No idea how the Uber Eats surge works, I'll follow along to gain some in sight.

We very rarely see any surge in out area yet twice now I received an eats request that I found after the fact has surge.

One day when I was in a surge area I turned Ubex X off and left only eats on and lost my $1.50 sticky surge and the surge went blank from the map. Turned X back on along with eats and the map showed the surge again and I got the $1.50 sticky back.

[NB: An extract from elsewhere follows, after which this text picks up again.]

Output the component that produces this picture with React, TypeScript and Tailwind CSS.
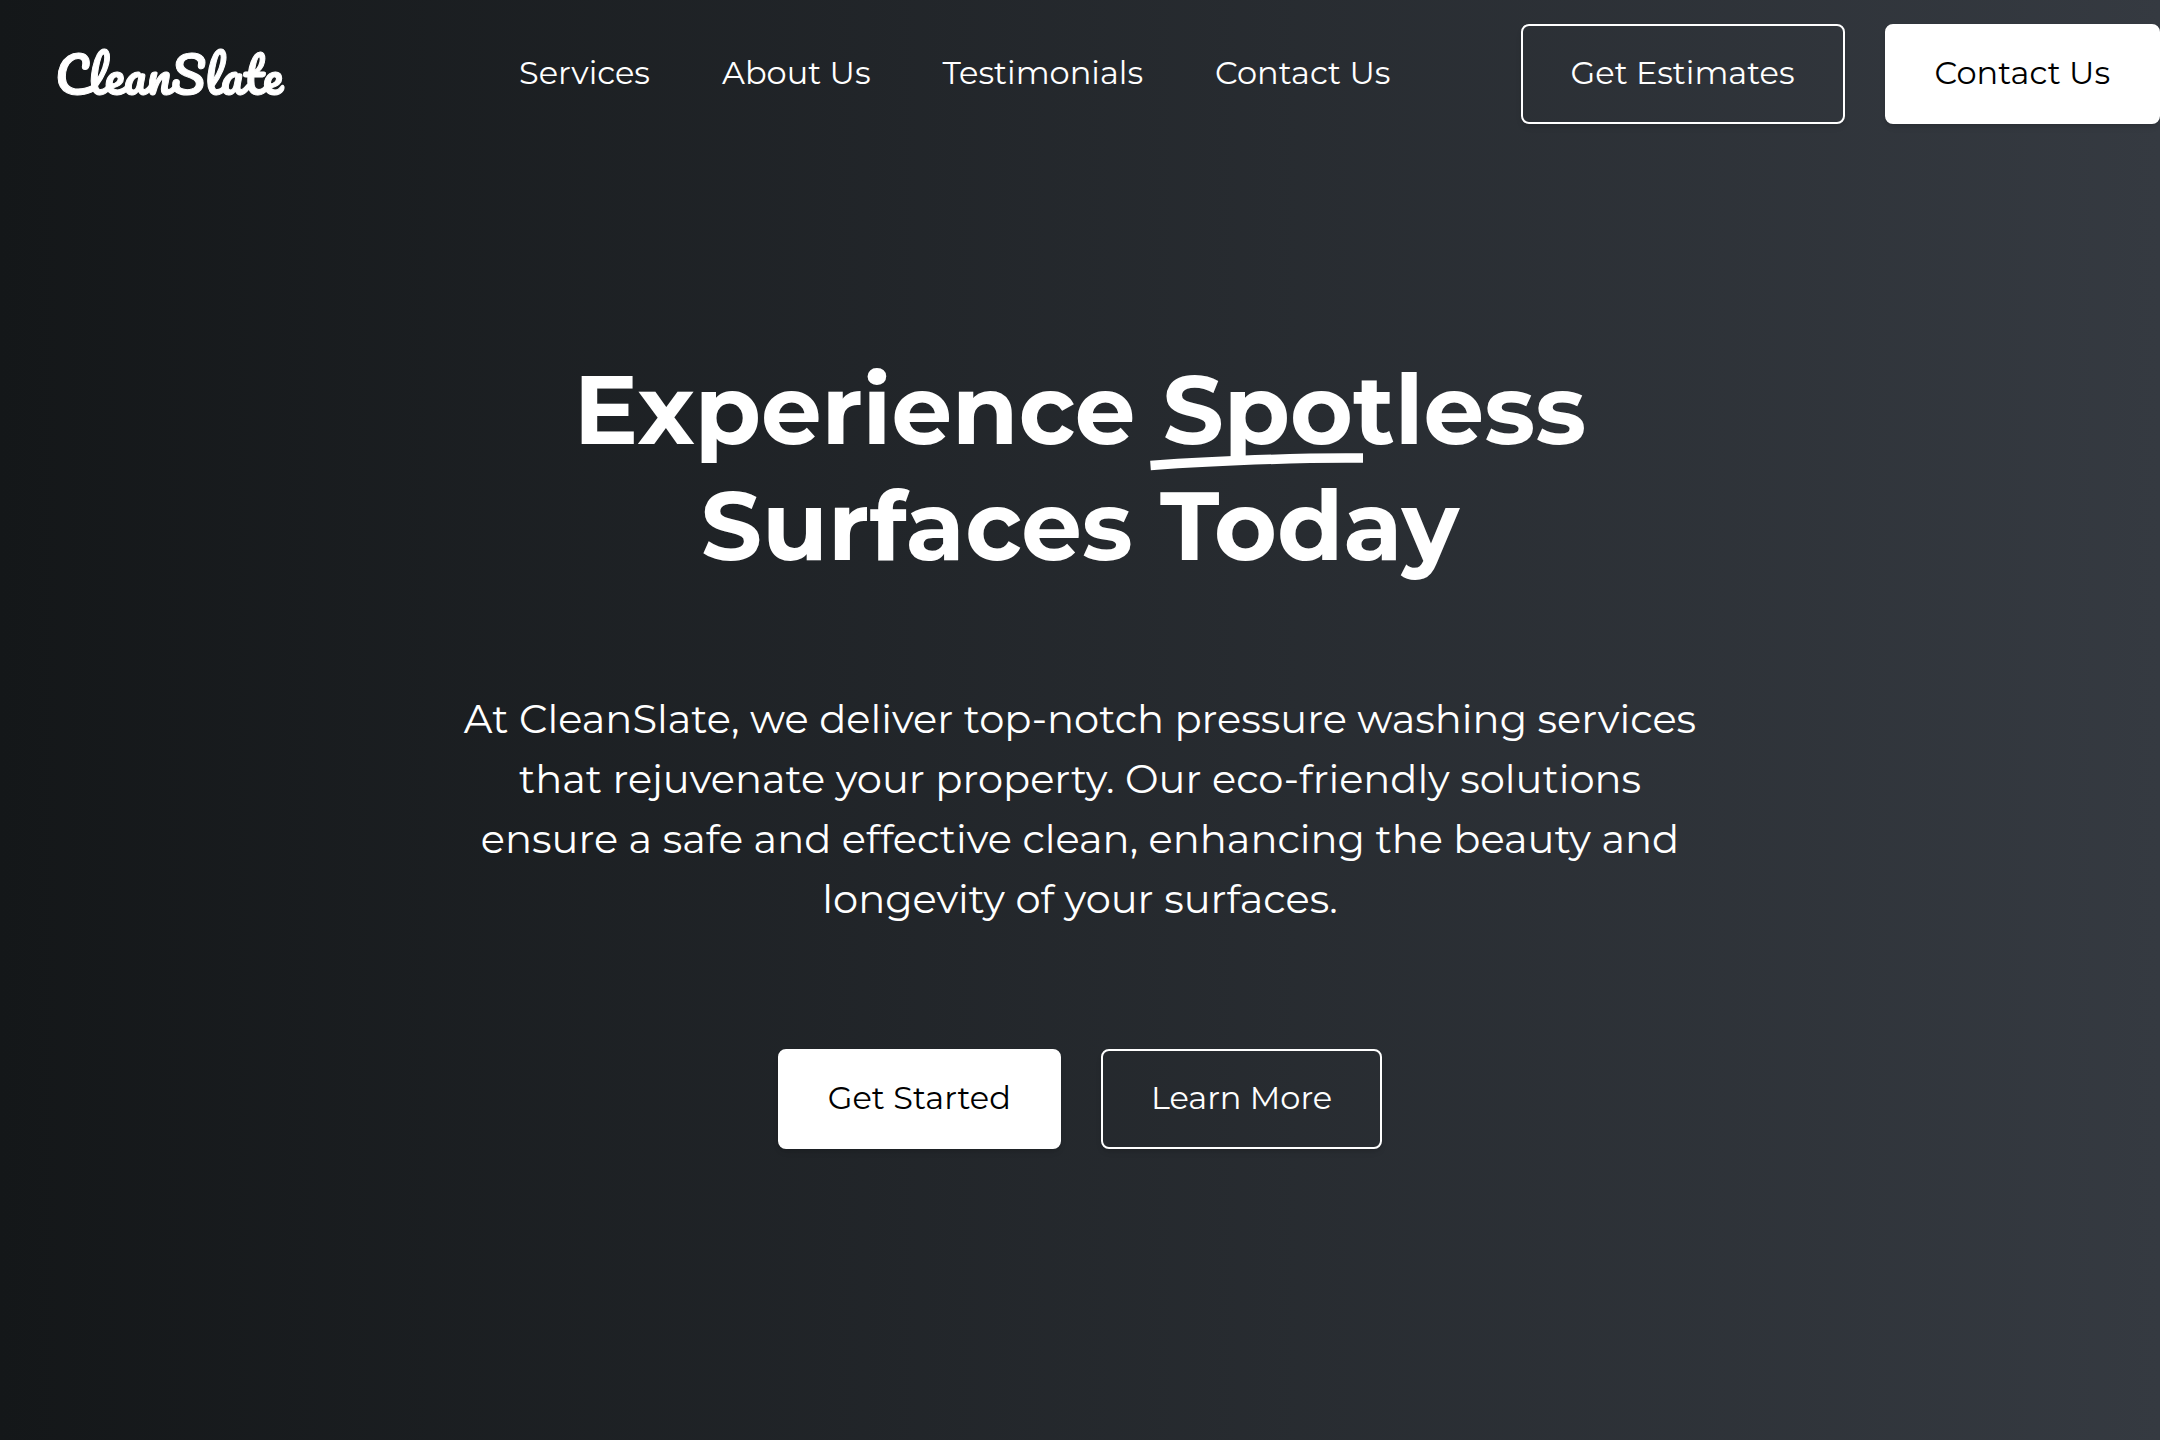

Other times without seeing any surge on the map one of eats orders would include a surge. No much most of the time under $1.00

Like I said my area rarely surges so I have no idea.


----------



## MontcoUberDriver (Aug 14, 2018)

In the past you needed to have your rideshare options on to see and get surge. I've noticed lately the surge has been showing with only deliveries turned on. Received a whopping $1 surge over the weekend on a delivery order. Maybe delivery has its own surge now?


----------



## Grubhubflub (Jun 16, 2018)

I've seen this recently. In my market, business is so slow it doesn't really make a difference.


----------



## Disgusted Driver (Jan 9, 2015)

It's hot or miss for me. Sometimes I magically see a surge after I do an eats. Wish I was able to tell so I would know which ones to take.


----------



## guano (Aug 27, 2020)

Timlee252525 said:


> I have Uber driver app with Uber eat and uberX options. They never give me surge when I am doing Uber eat only with UberX turn off when the surge is $10-20 in the area. How do I get this surge? Do I have to check all the options to get the surge?
> [/





Timlee252525 said:


> I have Uber driver app with Uber eat and uberX options. They never give me surge when I am doing Uber eat only with UberX turn off when the surge is $10-20 in the area. How do I get this surge? Do I have to check all the options to get the surge?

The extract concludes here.